→ EXERCISE INSTRUCTIONS: Check each line of the material below for "React". Report how many have it, with no other words.

━━━━━ PROVIDED DATA ━━━━━

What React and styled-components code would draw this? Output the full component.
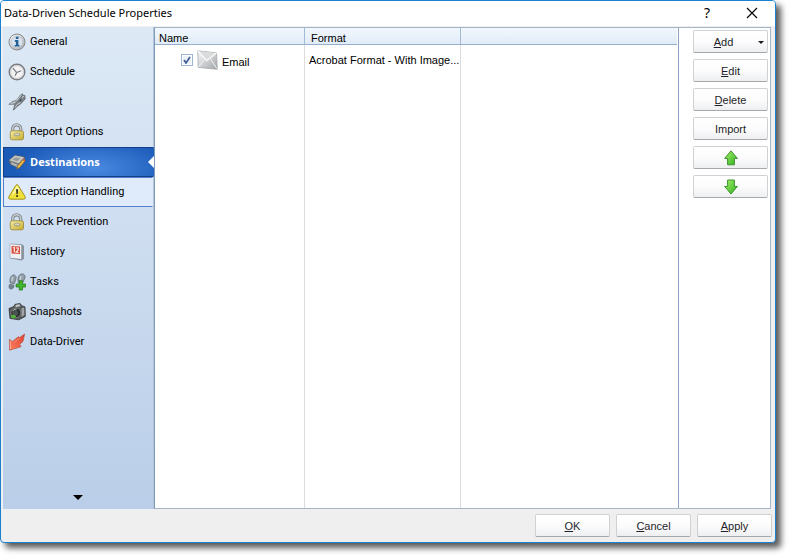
import React, { useState } from 'react'
import styled, { createGlobalStyle } from 'styled-components'


const GlobalStyle = createGlobalStyle`
* {
  box-sizing: border-box;
}
body {
  margin: 0;
  background: #ffffff;
  font-family: 'Liberation Sans', Arial, sans-serif;
  font-size: 11px;
  color: #000000;
}
`

const Window = styled.div`
display: flex;
flex-direction: column;
min-height: calc(100vh - 15px);
margin: 0 15px 15px 0;
border: 1px solid #1a80d0;
border-radius: 4px;
background: #efefef;
box-shadow: 5px 5px 6px rgba(0, 0, 0, 0.65);
overflow: hidden;
`

const TitleBar = styled.header`
display: flex;
align-items: center;
height: 25px;
padding: 0 13px 0 3px;
background: #ffffff;
`

const Title = styled.h1`
flex: 1;
margin: 0;
padding-bottom: 2px;
font-family: 'Noto Sans', sans-serif;
font-size: 11px;
font-weight: 400;
`

const TitleButton = styled.button`
display: flex;
align-items: center;
justify-content: center;
width: 20px;
height: 20px;
margin-left: 25px;
padding: 0 0 2px;
border: 0;
background: none;
font-family: 'Noto Sans', sans-serif;
font-size: 14px;
color: #000000;
`

const Body = styled.div`
display: flex;
flex: 1;
padding: 1px 4px 0 2px;
`

const Sidebar = styled.nav`
display: flex;
flex-direction: column;
width: 151px;
flex-shrink: 0;
background: linear-gradient(#dde9f5, #bacee9);
border-right: 1px solid #b4c3d6;
`

const NavItem = styled.button`
position: relative;
display: flex;
align-items: center;
gap: 4px;
height: 30px;
padding: 0 0 0 4px;
text-align: left;
font-family: ${({ $active }) => ($active ? "'Open Sans', sans-serif" : 'Roboto, sans-serif')};
font-size: 11px;
line-height: 16px;
font-weight: ${({ $active }) => ($active ? 700 : 400)};
color: ${({ $active }) => ($active ? '#ffffff' : '#000000')};
border: 1px solid transparent;
border-color: ${({ $active, $hot }) => ($active ? '#123f88' : $hot ? '#5280cf' : 'transparent')};
border-right-color: transparent;
background: ${({ $active, $hot }) =>
    $active
      ? 'radial-gradient(ellipse 80px 30px at 60% 70%, #4b8ae2, #1b5bb8) border-box'
      : $hot ? '#dfeafa' : 'none'};
margin-right: ${({ $active }) => ($active ? '-1px' : '0')};
`

const Notch = styled.span`
position: absolute;
right: -1px;
top: 8px;
border: 6px solid transparent;
border-left-width: 0;
border-right-color: #ffffff;
`

const MoreButton = styled.button`
display: flex;
justify-content: center;
margin-top: auto;
padding: 0 0 9px;
border: 0;
background: none;
`

const Content = styled.main`
display: flex;
flex: 1;
border: 1px solid #a4b6ca;
border-left-color: #7e9abb;
background: #ffffff;
`

const ListPane = styled.div`
display: grid;
flex: 1;
padding-right: 1px;
border-right: 1px solid #8ba4c3;
`

const Table = styled.table`
width: 100%;
height: 100%;
table-layout: fixed;
border-collapse: separate;
border-spacing: 0;
`

const HeadCell = styled.th`
width: ${({ $width }) => $width || 'auto'};
height: 17px;
padding: 4px 6px 0 ${({ $indent }) => $indent || '4px'};
text-align: left;
font-size: 11px;
line-height: 12px;
font-weight: 400;
background: linear-gradient(#f2f7fd, #e1ecf8);
border-right: 1px solid #a3bad5;
border-bottom: 1px solid #94afcf;
&:last-child {
  border-right: 0;
}
`

const Cell = styled.td`
height: ${({ $fill }) => ($fill ? 'auto' : '30px')};
padding: 0 0 0 4px;
font-size: 11px;
border-right: 1px solid #dcdcdc;
white-space: nowrap;
overflow: hidden;
&:last-child {
  border-right: 0;
}
`

const NameLabel = styled.label`
display: flex;
align-items: center;
padding-left: 22px;
gap: 4px;
`

const NameText = styled.span`
padding-top: 3px;
`

const CheckBox = styled.input`
appearance: none;
width: 12px;
height: 12px;
margin: 0;
border: 1px solid #9eb5d2;
background: #edf2f9;
box-shadow: inset 0 0 0 1px #ffffff;
&:checked {
  background: #edf2f9 url("data:image/svg+xml,%3Csvg xmlns='http://www.w3.org/2000/svg' viewBox='0 0 10 10'%3E%3Cpath d='M2 5l2 3 4-6' fill='none' stroke='%23415f91' stroke-width='1.7'/%3E%3C/svg%3E") center / 10px 10px;
}
`

const Actions = styled.aside`
display: flex;
flex-direction: column;
gap: 6px;
width: 91px;
flex-shrink: 0;
padding: 2px 2px 0 14px;
`

const PushButton = styled.button`
position: relative;
display: flex;
align-items: center;
justify-content: center;
width: 75px;
height: 23px;
padding: 0 ${({ $menu }) => ($menu ? '14px' : '0')} 0 0;
border: 1px solid #cfd1d4;
border-bottom-color: #a5a7aa;
border-radius: 2px;
background: linear-gradient(#ffffff, #fcfcfd 50%, #eeeff1);
font-family: 'Liberation Sans', Arial, sans-serif;
font-size: 11px;
color: #1e1e28;
`

const MenuArrow = styled.span`
position: absolute;
right: 3px;
top: 10px;
border: 3px solid transparent;
border-top-color: #1c1c1c;
border-bottom-width: 0;
`

const Footer = styled.footer`
display: flex;
justify-content: flex-end;
gap: 6px;
padding: 5px 3px 5px 0;
`


const svgProps = { width: 18, height: 18, viewBox: '0 0 18 18', 'aria-hidden': true }

// gradients shared by all the icons
const Gradients = () => (
  <svg width="0" height="0" style={{ position: 'absolute' }} aria-hidden="true">
    <defs>
      <linearGradient id="silver" x1="0" y1="0" x2="1" y2="1">
        <stop offset="0" stopColor="#fafafa" />
        <stop offset="1" stopColor="#a2a6aa" />
      </linearGradient>
      <linearGradient id="gold" x1="0" y1="0" x2="1" y2="1">
        <stop offset="0" stopColor="#f3eea8" />
        <stop offset="1" stopColor="#c9ac26" />
      </linearGradient>
      <linearGradient id="green" x1="0" y1="0" x2="1" y2="1">
        <stop offset="0" stopColor="#a5f268" />
        <stop offset="1" stopColor="#2fae1f" />
      </linearGradient>
      <linearGradient id="red" x1="1" y1="0" x2="0" y2="1">
        <stop offset="0" stopColor="#d94130" />
        <stop offset="1" stopColor="#ff8060" />
      </linearGradient>
    </defs>
  </svg>
)

const InfoIcon = () => (
  <svg {...svgProps}>
    <circle cx="9" cy="9" r="8" fill="url(#silver)" stroke="#85898e" />
    <circle cx="9" cy="9" r="5.8" fill="#d9e4ee" stroke="#b1bac2" strokeWidth=".6" />
    <path d="M7.8 3.8h2.7v2.1H7.8zM6.8 7.1h3.6v4.8h1.2v1.6H6.6v-1.6h1.3V8.7H6.8z" fill="#245f96" />
  </svg>
)

const ClockIcon = () => (
  <svg {...svgProps}>
    <circle cx="9" cy="9" r="7.8" fill="#f3f3f4" stroke="#797c80" strokeWidth="1.4" />
    <circle cx="9" cy="9" r="6.4" fill="none" stroke="#c8cacc" />
    <path d="M5 5.2l3.6 4.3-1.4 3.2M8.6 9.5l4.6-1.7" fill="none" stroke="#777b80" strokeWidth="1.2" />
  </svg>
)

const ReportIcon = () => (
  <svg {...svgProps}>
    <path d="M.8 11.4L5 8.2l3.2-.6 4.6-6 1.6-.8.2 2.8-5 6.4-2 1.2z" fill="#9aa2a8" stroke="#6a7279" strokeWidth=".7" />
    <path d="M5.4 17.2L6.6 12l3-3.4 5-6.6 2.2.4.4 3.6-4.6 5-3.4 2.4z" fill="#7f878e" stroke="#535b62" strokeWidth=".7" />
    <path d="M3 10.6l4.4-1.8M8.6 7.6l4.8-5.4M7 14.4l2.4-3.2 3.2-1.6" fill="none" stroke="#d6dbde" strokeWidth=".8" />
    <circle cx="12.6" cy="7.4" r="1.2" fill="#4d555c" />
    <path d="M14 4.6l1.8-1.4" stroke="#dce1e5" strokeWidth="1" />
  </svg>
)

const LockIcon = () => (
  <svg {...svgProps}>
    <path d="M4.7 8.6V5.8a4 4 0 0 1 8 0V8.6" fill="none" stroke="#7f868c" strokeWidth="3.2" />
    <path d="M4.7 8.6V5.8a4 4 0 0 1 8 0V8.6" fill="none" stroke="#c6ccd0" strokeWidth="1.5" />
    <rect x="2.3" y="7.8" width="13.2" height="9" rx="1.8" fill="url(#gold)" stroke="#988537" strokeWidth=".8" />
    <ellipse cx="9" cy="11.6" rx="3.4" ry="1.9" fill="#a9a78c" />
    <path d="M7 11.3h4" stroke="#efe9ba" strokeWidth="1" />
  </svg>
)

const DestinationIcon = () => (
  <svg {...svgProps}>
    <path d="M1 7l6-4.8 9.6 1.6.5 4.7-6.3 6.8L1.8 11z" fill="#777b7e" stroke="#4c5963" strokeWidth=".7" />
    <path d="M1.4 7.2L7 2.6l9 1.7-5.3 6z" fill="#c9c9c4" />
    <path d="M4 6.8l3.5-2.6 5 1-3.2 3z" fill="#989b9b" />
    <path d="M3 9.7l6.6 2.6M3.4 11l5.5 2.4" stroke="#d6d6d1" strokeWidth=".8" />
    <path d="M8.8 15.9l1-2.8 5-6.3 2 1.3-5.2 6.5z" fill="#f3c446" stroke="#8b692b" strokeWidth=".7" />
    <path d="M14.7 6.8l1-.9 1.8 1.1-.7 1.2z" fill="#de5a46" />
  </svg>
)

const WarningIcon = () => (
  <svg {...svgProps}>
    <path d="M7.8 2.4q1.2-1.8 2.4 0l7 11.4q.7 2.4-1.6 2.4H2.4q-2.3 0-1.6-2.4z" fill="#efe03a" stroke="#a69422" strokeWidth="1" />
    <path d="M8.3 3.5q.7-1 1.4 0l2.5 4.3q-5 1-8.8 4.7z" fill="#fcf8a5" />
    <path d="M8 6.2h2.2l-.4 4.9H8.4z" fill="#38361c" />
    <circle cx="9.1" cy="13" r="1.1" fill="#38361c" />
  </svg>
)

const HistoryIcon = () => (
  <svg {...svgProps}>
    <path d="M2.2 1l12 .7 1.3 1.3v12.8l-2 1.3L2.2 15z" fill="#8d959e" stroke="#727b85" strokeWidth=".6" />
    <path d="M2.2 1.2l11 .7v14L2.2 14.8z" fill="#edeff2" />
    <path d="M3.6 3l8.4.5v7.6L3.6 10.6z" fill="#d94b3a" />
    <path d="M5.3 4.8l1-.4v4.8M8 5h2.2v1.8L8.1 9.2h2.5" fill="none" stroke="#ffffff" strokeWidth="1.1" />
  </svg>
)

const TasksIcon = () => (
  <svg {...svgProps}>
    <path d="M4 2.6c2.2-1.6 4.6 0 4 3L6.4 10.6 2.2 9.9C1.5 7 2.2 4 4 2.6z" fill="#95a2ab" stroke="#5c6971" strokeWidth=".8" />
    <path d="M1.6 11.4l4.2.7c.2 2-.8 4.3-3 3.9C.8 15.6.6 13.4 1.6 11.4z" fill="#778690" stroke="#56646d" strokeWidth=".7" />
    <path d="M12.2 1.4c2.8-1.3 5.2.2 4.8 3.2l-2.2 5-4.4.2C9.4 6.6 10 2.8 12.2 1.4z" fill="#95a2ab" stroke="#5c6971" strokeWidth=".8" />
    <path d="M4.4 4l-.6 4M12.8 3l-.6 4" stroke="#c6d0d7" strokeWidth="1.4" />
    <path d="M11.3 7.8h3.2V11h3.2v3h-3.2v3h-3.2v-3H8.1v-3h3.2z" fill="#42b62d" stroke="#237b1b" strokeWidth=".8" />
  </svg>
)

const CameraIcon = () => (
  <svg {...svgProps}>
    <path d="M1 5.5l4.8-2 1.3-2.2 5-.8 1.7 2.2 3.2 1.2.3 9.5-6.5 3.4L2 15.4z" fill="#555859" stroke="#333536" strokeWidth=".8" />
    <path d="M7.3 3l.7-1.2 3.4-.5 1.2 1.9-4.8 1z" fill="#bfc2c2" />
    <path d="M13.5 5.2l2.7-.6.2 7.5-2.8 2z" fill="#a0a4a4" />
    <circle cx="7.8" cy="9.8" r="5" fill="#292c2d" stroke="#8c9090" strokeWidth=".8" />
    <circle cx="7.2" cy="10" r="3" fill="#4a5250" />
    <path d="M4.6 8a4 4 0 0 1 4-2" stroke="#d5d9d9" fill="none" />
    <ellipse cx="5.4" cy="13.6" rx="2.6" ry="1.8" fill="#51b336" />
  </svg>
)

const DataIcon = () => (
  <svg {...svgProps}>
    <path d="M16.6 1L15 8.4l-3.4 3 1.6 2.2L1.6 17.2 1.4 6.4l3 2L10.6 3.6l1 1z" fill="url(#red)" stroke="#b8503e" strokeWidth=".7" />
    <path d="M2.4 8v8" fill="none" stroke="#ffac96" strokeWidth="1" />
    <path d="M5.4 9.6l6.4-4.4" fill="none" stroke="#f58a74" strokeWidth="1" />
  </svg>
)

const EnvelopeIcon = () => (
  <svg width="21" height="20" viewBox="0 0 21 20" aria-hidden="true">
    <path d="M.8.8l18.7 2.1.8 16.4L1.2 17.4z" fill="url(#silver)" stroke="#a3a6a8" strokeWidth=".8" />
    <path d="M1 1l8.7 9.7L19.4 3" fill="#d9dbdc" stroke="#f9fafa" strokeWidth="1.3" />
    <path d="M1.6 16.8l6-8M19.8 18.6l-6.5-10" stroke="#f2f3f4" strokeWidth="1" />
  </svg>
)

const ArrowIcon = ({ down }) => (
  <svg width="14" height="16" viewBox="0 0 14 16" aria-hidden="true">
    <path
      d={down ? 'M3.6 1h6.8v6.4h3L7 15 .6 7.4h3z' : 'M7 .8l6.4 7.6h-3v6.4H3.6V8.4h-3z'}
      fill="url(#green)"
      stroke="#3f9232"
      strokeWidth="1"
      strokeLinejoin="round"
    />
  </svg>
)

const CloseIcon = () => (
  <svg width="12" height="12" viewBox="0 0 12 12" aria-hidden="true">
    <path d="M1 1l10 10M11 1L1 11" stroke="#000000" strokeWidth="1.1" />
  </svg>
)


const sections = [
  { name: 'General', Icon: InfoIcon },
  { name: 'Schedule', Icon: ClockIcon },
  { name: 'Report', Icon: ReportIcon },
  { name: 'Report Options', Icon: LockIcon },
  { name: 'Destinations', Icon: DestinationIcon },
  { name: 'Exception Handling', Icon: WarningIcon },
  { name: 'Lock Prevention', Icon: LockIcon },
  { name: 'History', Icon: HistoryIcon },
  { name: 'Tasks', Icon: TasksIcon },
  { name: 'Snapshots', Icon: CameraIcon },
  { name: 'Data-Driver', Icon: DataIcon },
]


const App = () => {
  const [active, setActive] = useState('Destinations')
  const [hot, setHot] = useState('Exception Handling')
  const [checked, setChecked] = useState(true)

  return (
    <>
      <GlobalStyle />
      <Gradients />
      <Window>
        <TitleBar>
          <Title>Data-Driven Schedule Properties</Title>
          <TitleButton type="button">?</TitleButton>
          <TitleButton type="button" aria-label="Close"><CloseIcon /></TitleButton>
        </TitleBar>
        <Body>
          <Sidebar>
            {sections.map(({ name, Icon }) => (
              <NavItem
                key={name}
                type="button"
                $active={name === active}
                $hot={name === hot}
                onClick={() => setActive(name)}
                onMouseEnter={() => setHot(name)}
              >
                <Icon />
                {name}
                {name === active && <Notch />}
              </NavItem>
            ))}
            <MoreButton type="button" aria-label="More">
              <svg width="10" height="5" viewBox="0 0 10 5"><path d="M0 0h10L5 5z" /></svg>
            </MoreButton>
          </Sidebar>
          <Content>
            <ListPane>
              <Table>
                <thead>
                  <tr>
                    <HeadCell $width="150px">Name</HeadCell>
                    <HeadCell $width="156px" $indent="6px">Format</HeadCell>
                    <HeadCell />
                  </tr>
                </thead>
                <tbody>
                  <tr>
                    <Cell>
                      <NameLabel>
                        <CheckBox type="checkbox" checked={checked} onChange={() => setChecked(!checked)} />
                        <EnvelopeIcon />
                        <NameText>Email</NameText>
                      </NameLabel>
                    </Cell>
                    <Cell>Acrobat Format - With Image...</Cell>
                    <Cell />
                  </tr>
                  <tr>
                    <Cell $fill />
                    <Cell $fill />
                    <Cell $fill />
                  </tr>
                </tbody>
              </Table>
            </ListPane>
            <Actions>
              <PushButton type="button" $menu><span><u>A</u>dd</span><MenuArrow /></PushButton>
              <PushButton type="button"><span><u>E</u>dit</span></PushButton>
              <PushButton type="button"><span><u>D</u>elete</span></PushButton>
              <PushButton type="button">Import</PushButton>
              <PushButton type="button" aria-label="Move up"><ArrowIcon /></PushButton>
              <PushButton type="button" aria-label="Move down"><ArrowIcon down /></PushButton>
            </Actions>
          </Content>
        </Body>
        <Footer>
          <PushButton type="button"><span><u>O</u>K</span></PushButton>
          <PushButton type="button"><span><u>C</u>ancel</span></PushButton>
          <PushButton type="button"><span><u>A</u>pply</span></PushButton>
        </Footer>
      </Window>
    </>
  )
}

export default App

━━━━━

→ REPLY TO THE EXERCISE: 2